Major Port Developments in 2016



Professor Theo Notteboom, Shanghai Maritime University, Ghent University, Antwerp Maritime Academy, University of Antwerp


The year 2016 will go down in history as another year of sluggish cargo volume growth. A few European ports present rather healthy growth figures, but the vast majority faces a very weak or even negative growth. Table 1 provides an overview for a number of larger European ports based on provisional or partial figures for 2016. In 2015, the cargo tonnage handled in the entire European port system was still 4.6% below the 2008 volumes.

The first estimates for 2016 suggested that it too would fail to beat the 2008 record. The low growth situation of the past years has resulted in a few interesting developments. Firstly, it is evident that quite a few European ports are engaged in port area transformation processes on a scale never seen before.
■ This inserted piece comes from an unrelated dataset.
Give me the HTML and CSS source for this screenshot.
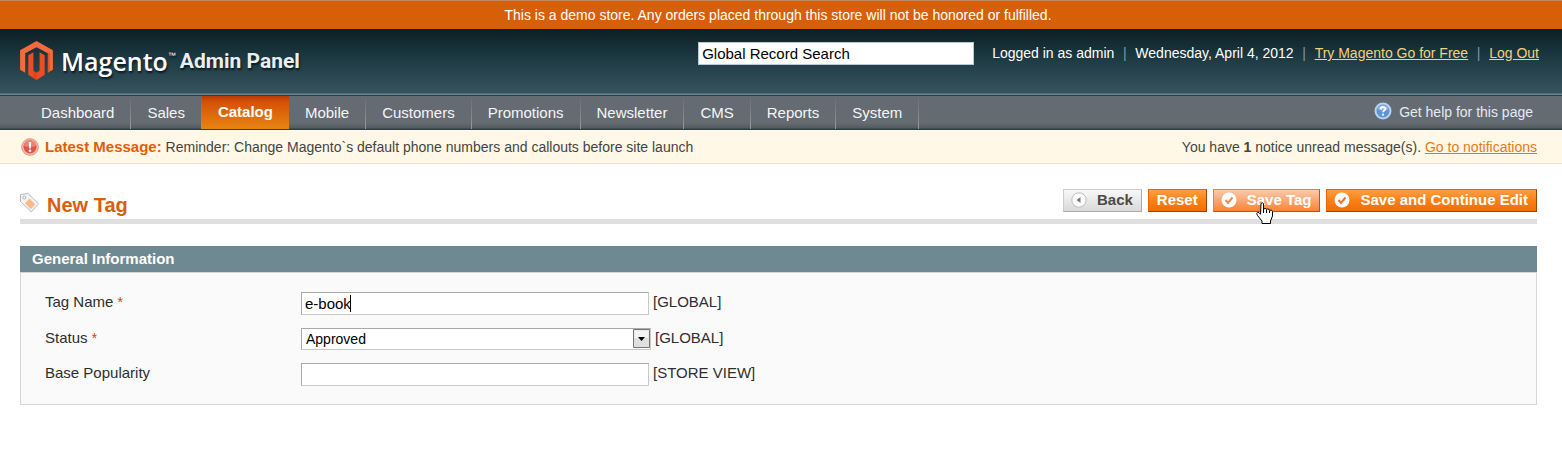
FILE: index.html
```html
<!DOCTYPE html>
<html lang="en">
<head>
<meta charset="utf-8">
<title>New Tag / Magento Admin</title>
<link rel="stylesheet" href="styles.css">
</head>
<body>
<p class="demo-notice">This is a demo store. Any orders placed through this store will not be honored or fulfilled.</p>
<header class="header">
  <a class="logo" href="#">
    <svg class="logo-mark" viewBox="1 1 32 39" aria-hidden="true">
      <path fill="#f26a3d" d="M17 1 33 10v19l-5 3V13L17 7 6 13v19l-5-3V10z"/>
      <path fill="#ee4d24" d="M9 15l5-3v18l3 2 3-2V12l5 3v19l-8 5-8-5z"/>
      <path fill="#c93c1c" d="M14 12v18l3 2v7l-3-2zM28 13l2-1v19l-2 1z" opacity=".45"/>
    </svg>
    <span class="logo-name">Magento</span><span class="logo-tm">™</span>
    <span class="logo-panel">Admin Panel</span>
  </a>
  <div class="header-right">
    <input class="search" type="text" value="Global Record Search" aria-label="Global Record Search">
    <p class="session">
      <span>Logged in as admin</span><span class="sep">|</span><span>Wednesday, April 4, 2012</span><span class="sep">|</span><a href="#">Try Magento Go for Free</a><span class="sep">|</span><a href="#">Log Out</a>
    </p>
  </div>
</header>
<nav class="nav">
  <ul class="menu">
    <li><a href="#">Dashboard</a></li>
    <li><a href="#">Sales</a></li>
    <li class="active"><a href="#">Catalog</a></li>
    <li><a href="#">Mobile</a></li>
    <li><a href="#">Customers</a></li>
    <li><a href="#">Promotions</a></li>
    <li><a href="#">Newsletter</a></li>
    <li><a href="#">CMS</a></li>
    <li><a href="#">Reports</a></li>
    <li><a href="#">System</a></li>
  </ul>
  <a class="help" href="#">
    <svg width="18" height="18" viewBox="0 0 18 18" aria-hidden="true">
      <circle cx="9" cy="9" r="7.500" fill="#5f93d3" stroke="#b5d2f0" stroke-width="2"/>
      <path d="M3.500 7a6 6 0 0 1 11 0q-5.500 3-11 0z" fill="#9cc2ec"/>
      <path d="M6.800 7.200C6.800 4.300 11.300 4.300 11.300 7c0 1.600-2.300 1.700-2.300 3.300" fill="none" stroke="#fff" stroke-width="1.800"/>
      <circle cx="9" cy="12.700" r="1.100" fill="#fff"/>
    </svg>
    Get help for this page
  </a>
</nav>
<div class="notification">
  <p class="latest">
    <svg width="18" height="18" viewBox="0 0 18 18" aria-hidden="true">
      <circle cx="9" cy="9" r="8.300" fill="#f5b9a8" stroke="#ea9482"/>
      <circle cx="9" cy="9" r="6.500" fill="#dd5348"/>
      <path d="M3 8a6 6 0 0 1 12 0q-6 2-12 0z" fill="#e98478"/>
      <path d="M7.800 4h2.400l-.4 6.500H8.200z" fill="#fff"/>
      <circle cx="9" cy="12.700" r="1.300" fill="#fff"/>
    </svg>
    <span><strong>Latest Message:</strong> Reminder: Change Magento`s default phone numbers and callouts before site launch</span>
  </p>
  <p>You have <b>1</b> notice unread message(s). <a href="#">Go to notifications</a></p>
</div>
<main class="content">
  <div class="content-header">
    <h1>
      <svg width="20" height="20" viewBox="0 0 20 20" aria-hidden="true">
        <path d="M.5 1.500 8 .5l10.500 10.300-7.300 8L.5 8.500z" fill="#f6f6f6" stroke="#b9b9b9"/>
        <path d="M9.500 5.500l5.800 5.700-4.500 5-5.800-6z" fill="#fbb98a"/>
        <circle cx="4.300" cy="4.500" r="1.500" fill="#fff" stroke="#aaa"/>
      </svg>
      New Tag
    </h1>
    <div class="actions">
      <button class="btn back" type="button">
        <svg width="16" height="16" viewBox="0 0 16 16" aria-hidden="true"><circle cx="8" cy="8" r="7.200" fill="#fff" stroke="#bdbdbd"/><path d="M9.500 5v6L5.500 8z" fill="#777"/></svg>
        Back
      </button>
      <button class="btn" type="button">Reset</button>
      <button class="btn hovered" type="button">
        <svg width="16" height="16" viewBox="0 0 16 16" aria-hidden="true"><circle cx="8" cy="8" r="7.500" fill="#fff"/><path d="M4.500 8l2.500 3 4.500-5.500" fill="none" stroke="#f08a4d" stroke-width="2"/></svg>
        Save Tag
        <svg class="pointer" width="18" height="22" viewBox="0 0 18 22" aria-hidden="true"><path d="M5 1.500q1.500-1.500 2.500 0V7l1.500-.5q1.500 0 1.500 1l1-.5q1.700 0 2 1.200 2.500-.7 3 1.300v4.500L14.500 19v2.500H6V19L1.500 13.500Q0 11 1.500 10.300q1.500-.3 3 2z" fill="#fff" stroke="#000"/><path d="M7.500 7v4M10.500 8v3M13.500 8.500V11" stroke="#000"/></svg>
      </button>
      <button class="btn" type="button">
        <svg width="16" height="16" viewBox="0 0 16 16" aria-hidden="true"><circle cx="8" cy="8" r="7.500" fill="#fff"/><path d="M4.500 8l2.500 3 4.500-5.500" fill="none" stroke="#e9762c" stroke-width="2"/></svg>
        Save and Continue Edit
      </button>
    </div>
  </div>
  <form class="entry">
    <h2>General Information</h2>
    <div class="fieldset">
      <div class="row">
        <label for="tag-name">Tag Name <span class="required">*</span></label>
        <span class="control"><input id="tag-name" type="text" value="e-book"><i class="caret"></i></span>
        <span class="scope">[GLOBAL]</span>
      </div>
      <div class="row">
        <label for="status">Status <span class="required">*</span></label>
        <span class="control select">
          <select id="status"><option>Approved</option></select>
          <svg class="arrow" width="17" height="19" viewBox="0 0 17 19" aria-hidden="true"><path d="M.5.500h16v18H.5z" fill="#e0e0e0" stroke="#777"/><path d="M1.500 1.500h14V9h-14z" fill="#f3f3f3"/><path d="M5 8h7l-3.500 4z" fill="#000"/></svg>
        </span>
        <span class="scope">[GLOBAL]</span>
      </div>
      <div class="row">
        <label for="popularity">Base Popularity</label>
        <span class="control"><input id="popularity" type="text"></span>
        <span class="scope">[STORE VIEW]</span>
      </div>
    </div>
  </form>
</main>
</body>
</html>
```
FILE: styles.css
```css
* {
  box-sizing: border-box;
}

body {
  margin: 0;
  background: #fff;
  color: #2f2f2f;
  font: 14px/18px "Liberation Sans", Arial, sans-serif;
}

p, h1, h2, ul {
  margin: 0;
}

.demo-notice {
  padding: 5px 6px 5px 0;
  border-top: 1px solid #c08a60;
  background: #d75f07;
  color: #fff;
  text-align: center;
}

.header {
  display: flex;
  justify-content: space-between;
  align-items: flex-start;
  padding: 12px 23px 0 20px;
  height: 67px;
  border-bottom: 1px solid #24404a;
  background: linear-gradient(#0b2023, #1b3740 40%, #37545e 64px, #6b8590 65px);
}

.logo {
  display: flex;
  align-items: flex-start;
  color: #fff;
  text-decoration: none;
  text-shadow: 1px 2px 2px #0a1a1e;
}

.logo-mark {
  width: 33px;
  height: 40px;
  margin-right: 8px;
}

.logo-name {
  font: 600 25px/40px "Open Sans", sans-serif;
}

.logo-tm {
  font-size: 8px;
  line-height: 30px;
}

.logo-panel {
  margin-left: 4px;
  color: #e9eef0;
  font: bold 21px/41px Roboto, "Liberation Sans", sans-serif;
}

.header-right {
  display: flex;
  align-items: flex-start;
  gap: 18px;
}

.search {
  width: 276px;
  height: 23px;
  margin-top: 1px;
  padding: 0 3px;
  border: 1px solid #b9cbd2;
  background: #fff;
  color: #000;
  font: 15px "Liberation Sans", Arial, sans-serif;
}

.session {
  display: flex;
  padding-top: 3px;
  color: #fff;
}

.session a {
  color: #f3d27a;
}

.sep {
  width: 21px;
  color: #87969b;
  text-align: center;
}

.nav {
  display: flex;
  justify-content: space-between;
  align-items: flex-start;
  height: 34px;
  padding: 0 29px 0 25px;
  background: linear-gradient(#656b72, #656b72 27px, #525a60 32px, #303f42 33px);
  font-size: 15px;
}

.menu {
  display: flex;
  padding: 0;
  list-style: none;
}

.menu li {
  border-right: 1px solid;
  border-image: linear-gradient(#656b72, #969ba0) 1;
}

.menu a {
  display: block;
  padding: 8px 16px 7px;
  color: #f4f6f8;
  text-decoration: none;
}

.menu .active {
  border: 0;
}

.menu .active a {
  padding: 7px 16px 8px;
  background: linear-gradient(#b93c05, #d55106 6px, #e88512);
  color: #fff;
  font-weight: bold;
}

.help {
  display: flex;
  gap: 7px;
  padding-top: 7px;
  color: #e4eaf5;
  font-size: 14px;
  text-decoration: none;
}

.help svg {
  margin-top: -1px;
}

.notification {
  display: flex;
  justify-content: space-between;
  padding: 8px 25px 7px 21px;
  border-bottom: 1px solid #eee2c9;
  background: #fff8e6;
  color: #444;
}

.latest {
  display: flex;
  gap: 6px;
}

.latest strong {
  color: #e25d0b;
  font-size: 15px;
}

.notification a {
  color: #e57a1b;
}

.content {
  padding: 25px 25px 0 20px;
}

.content-header {
  display: flex;
  justify-content: space-between;
  height: 35px;
  margin-bottom: 22px;
  border-bottom: 5px solid #dfdfdf;
}

h1 {
  display: flex;
  gap: 7px;
  padding-top: 4px;
  color: #db5e0a;
  font-size: 20px;
  line-height: 24px;
}

.actions {
  display: flex;
  align-items: flex-start;
  gap: 6px;
}

.btn {
  position: relative;
  display: flex;
  align-items: center;
  gap: 10px;
  height: 23px;
  padding: 0 8px 1px;
  border: 1px solid;
  border-color: #ed6502 #a04300 #a04300 #ed6502;
  background: linear-gradient(#fda044, #fa8014 50%, #f46c05);
  color: #fff;
  font: bold 15px/20px "Liberation Sans", Arial, sans-serif;
  white-space: nowrap;
}

.btn svg:first-child {
  margin-left: -1px;
}

.btn.back {
  border-color: #ccc #aaa #aaa #ccc;
  background: linear-gradient(#f8f8f8, #d9d9d9);
  color: #4a4a4a;
}

.btn.hovered {
  border-color: #ed7d3a #a85a28 #a85a28 #ed7d3a;
  background: linear-gradient(#fbcba9, #f9a673 50%, #fb8431);
}

.pointer {
  position: absolute;
  top: 12px;
  left: 42px;
}

h2 {
  padding: 4px 12px;
  background: #6f8992;
  color: #fff;
  font-size: 15px;
  line-height: 18px;
}

.fieldset {
  display: flex;
  flex-direction: column;
  gap: 13px;
  padding: 19px 24px 18px;
  border: 1px solid #d6d6d6;
  background: #fafafa;
}

.row {
  display: flex;
  align-items: flex-start;
  gap: 4px;
  font-size: 15px;
}

.row label {
  width: 252px;
  padding-top: 1px;
}

.required {
  color: #eb340a;
  font-size: 14px;
}

.control {
  position: relative;
  width: 348px;
}

.control.select {
  width: 350px;
}

.control input,
.control select {
  display: block;
  width: 100%;
  height: 23px;
  padding: 0 3px;
  border: 1px solid;
  border-color: #aaa #c8c8c8 #c8c8c8 #aaa;
  border-radius: 0;
  background: #fff;
  color: #000;
  font: 15px "Liberation Sans", Arial, sans-serif;
  outline: 0;
}

.control select {
  height: 22px;
  padding: 0 4px;
  appearance: none;
  font-size: 14px;
}

.caret {
  position: absolute;
  top: 3px;
  left: 49px;
  width: 1px;
  height: 17px;
  background: #000;
}

.arrow {
  position: absolute;
  top: 1px;
  right: 1px;
  pointer-events: none;
}

.scope {
  padding-top: 1px;
}
```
Such transformation includes the reconfiguration of existing port areas, the decommissioning of obsolete terminals and the implementation of more flexible land planning tools. In a few cases entire terminals moved, as demonstrated by the transfer of the large scale MPET container terminal (TIL/PSA) from the Delwaidedock on the right bank to the Deurgankdock left bank in the port of Antwerp. This move not only increased the capacity of the terminal from around 5 million TEU to 9 million TEU, it also opened the door to a redevelopment of the Delwaidedock site for (non-container based) port activities.